European regulators were quick to react to the new charges. In Alderney, where Full Tilt has its principal license that had permitted them to operate across Europe, it was alleged that, despite the “Ponzi” charges, Full Tilt did not violate regulations. According to Casino City, sources said there is no restriction against comingling funds, which has been Full Tilt’s problem from the start.
At the European iGaming Summit this week, reaction was swift, as one regulator said agencies need to constantly check the finances of online gaming sites.
“To protect customers, it’s stipulated operators can’t spend on the players‘ funds,” said Franceso Rodano, head of remote gaming for AAMS, the Italian regulatory agency for online gaming. “We regularly check the bank accounts with technology to make sure the two balances match. We also have bank guarantees in place.”
Another regulator agreed it is a problem.
This is something that needs to be looked at,“ said Jersey Gambling Commission Chairman Graham White. „All regulators recognize this. There might be a technological solution.
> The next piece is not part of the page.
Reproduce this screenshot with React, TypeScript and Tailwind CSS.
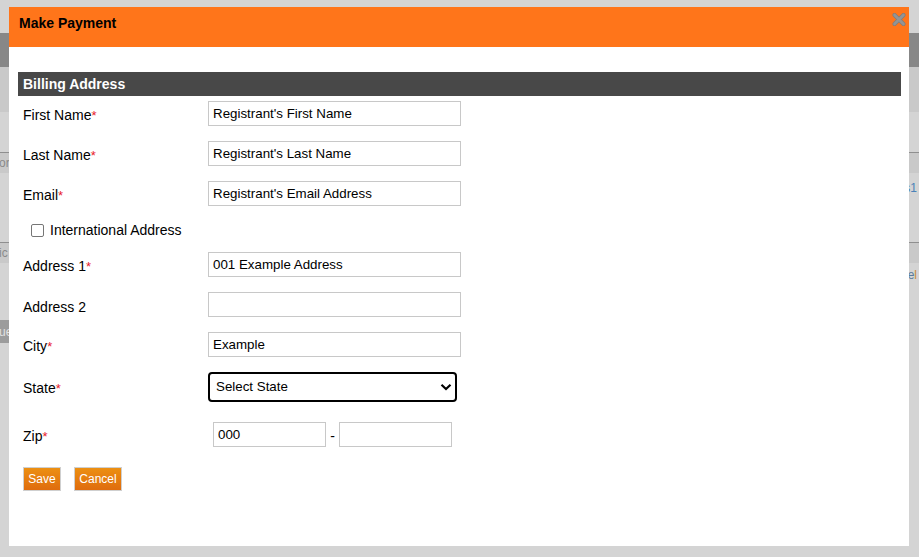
import React from "react";

function Req() {
  return <span className="text-[#e8202a] text-[13px]">*</span>;
}

function Field({ label, required, value }: { label: string; required?: boolean; value?: string }) {
  return (
    <div className="flex items-center h-[25px]">
      <div className="w-[185px] pt-[4px] text-[14px] leading-[16px] text-black">
        {label}
        {required && <Req />}
      </div>
      <input
        readOnly
        defaultValue={value ?? ""}
        className="w-[253px] h-[25px] border border-[#c8c8c8] bg-white px-[4px] text-[13.333px] text-black outline-none font-['Liberation_Sans',Arial,sans-serif]"
      />
    </div>
  );
}

export default function App() {
  return (
    <div className="relative w-[919px] h-[557px] overflow-hidden bg-[#d4d4d4] font-['Liberation_Sans',Arial,sans-serif]">
      {/* background page (dimmed) */}
      <div className="flex flex-col w-full">
        <div className="h-[33px]" />
        <div className="h-[34px] bg-[#878787]" />
        <div className="h-[45px] bg-[#c9c9c9]" />
        <div className="h-[40px]" />
        <div className="h-[21px] border-t border-[#8f8f8f] bg-[#c9c9c9] flex items-center justify-between text-[12px] text-[#8a8a8a]">
          <span className="-ml-[1px]">or</span>
        </div>
        <div className="h-[69px] flex justify-end pt-[6px] pr-[2px] text-[12px] text-[#4a82b8]">
          <span>s1</span>
        </div>
        <div className="h-[21px] border-t border-[#8f8f8f] bg-[#c9c9c9] flex items-center text-[12px] text-[#8a8a8a]">
          <span className="-ml-[1px]">ic</span>
        </div>
        <div className="h-[57px] flex justify-end pt-[3px] pr-[2px] text-[12px] text-[#5b7a99]">
          <span>
            De<span className="text-[#c98a3a]">l</span>
          </span>
        </div>
        <div className="h-[23px] w-[40px] bg-[#9c9c9c] text-[12px] text-[#e2e2e2] flex items-center">
          <span className="-ml-[1px]">ue</span>
        </div>
      </div>

      {/* modal */}
      <div className="absolute left-[9px] top-[7px] w-[900px] h-[539px] bg-white">
        <div className="relative h-[40px] bg-[#ff751a] pl-[10px] pt-[8px]">
          <div className="text-[14px] leading-[16px] font-bold text-black">Make Payment</div>
          <svg
            className="absolute right-[3px] top-[6px]"
            width="14"
            height="13"
            viewBox="0 0 14 13"
          >
            <path d="M2.5 2 L11.5 11 M11.5 2 L2.5 11" stroke="#7d7d7d" strokeWidth="4" strokeLinecap="round" />
            <path d="M2.5 2 L11.5 11 M11.5 2 L2.5 11" stroke="#949494" strokeWidth="2.6" strokeLinecap="round" />
          </svg>
        </div>

        <div className="mt-[25px] ml-[9px] mr-[8px] h-[24px] bg-[#484848] flex items-center pl-[5px]">
          <span className="text-[14px] leading-[16px] font-bold text-white">Billing Address</span>
        </div>

        <div className="pl-[14px] flex flex-col">
          <div className="mt-[5px]">
            <Field label="First Name" required value="Registrant's First Name" />
          </div>
          <div className="mt-[15px]">
            <Field label="Last Name" required value="Registrant's Last Name" />
          </div>
          <div className="mt-[15px]">
            <Field label="Email" required value="Registrant's Email Address" />
          </div>

          <div className="mt-[16px] h-[16px] flex items-center pl-[8px] gap-[6px]">
            <div className="w-[13px] h-[13px] rounded-[2px] border border-[#767676] bg-white" />
            <span className="text-[14px] leading-[16px] text-black">International Address</span>
          </div>

          <div className="mt-[14px]">
            <Field label="Address 1" required value="001 Example Address" />
          </div>
          <div className="mt-[15px]">
            <Field label="Address 2" />
          </div>
          <div className="mt-[15px]">
            <Field label="City" required value="Example" />
          </div>

          <div className="mt-[15px] flex items-center h-[30px]">
            <div className="w-[185px] pt-[2px] text-[14px] leading-[16px] text-black">
              State
              <Req />
            </div>
            <div className="w-[249px] h-[30px] border-2 border-black rounded-[4px] flex items-center justify-between pl-[6px] pr-[3px]">
              <span className="text-[13.333px] text-black">Select State</span>
              <svg width="12" height="8" viewBox="0 0 12 8">
                <path d="M1.5 1.8 L6 6 L10.5 1.8" fill="none" stroke="#000" strokeWidth="2.2" />
              </svg>
            </div>
          </div>

          <div className="mt-[20px] flex items-center h-[25px]">
            <div className="w-[185px] pt-[3px] text-[14px] leading-[16px] text-black">
              Zip
              <Req />
            </div>
            <input
              readOnly
              defaultValue="000"
              className="ml-[5px] w-[113px] h-[25px] border border-[#c8c8c8] px-[4px] text-[13.333px] text-black outline-none font-['Liberation_Sans',Arial,sans-serif]"
            />
            <span className="w-[13px] text-center text-[14px] pt-[3px] text-black">-</span>
            <input
              readOnly
              defaultValue=""
              className="w-[113px] h-[25px] border border-[#c8c8c8] px-[4px] text-[13.333px] text-black outline-none"
            />
          </div>

          <div className="mt-[20px] flex gap-[13px]">
            <button className="w-[38px] h-[24px] border border-[#cfcfcf] bg-linear-to-b from-[#ec8f12] to-[#df6c0e] text-white text-[12px] leading-[14px]">
              Save
            </button>
            <button className="w-[48px] h-[24px] border border-[#cfcfcf] bg-linear-to-b from-[#ec8f12] to-[#df6c0e] text-white text-[12px] leading-[14px]">
              Cancel
            </button>
          </div>
        </div>
      </div>
    </div>
  );
}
There is a quite simple program that can track the deposits.“
Meanwhile, the Alderney Gambling Control Commission license hearing for Full Tilt Poker scheduled for September 19 was held in private. As of Friday, September 23, no word of the proceeding had been released to the public.
Commenting before the hearing, André Wilsenach, executive director of the AGCC, said, “I am pleased that the FTP hearing will continue as scheduled, as was argued on my behalf. However, I am disappointed with the tribunal’s decision that, notwithstanding my arguments to the contrary, the hearing will be held in private.
“I believe the public has a right to know the reasoning behind the decisions to suspend FTP’s licenses and call a hearing, and to hear the evidence that will be put forward on my behalf. It is my understanding that the tribunal conducted a difficult balancing exercise of the interests of the various parties, taking into account the legal arguments for and against further postponing the hearing, and for and against allowing the public to attend the proceedings.”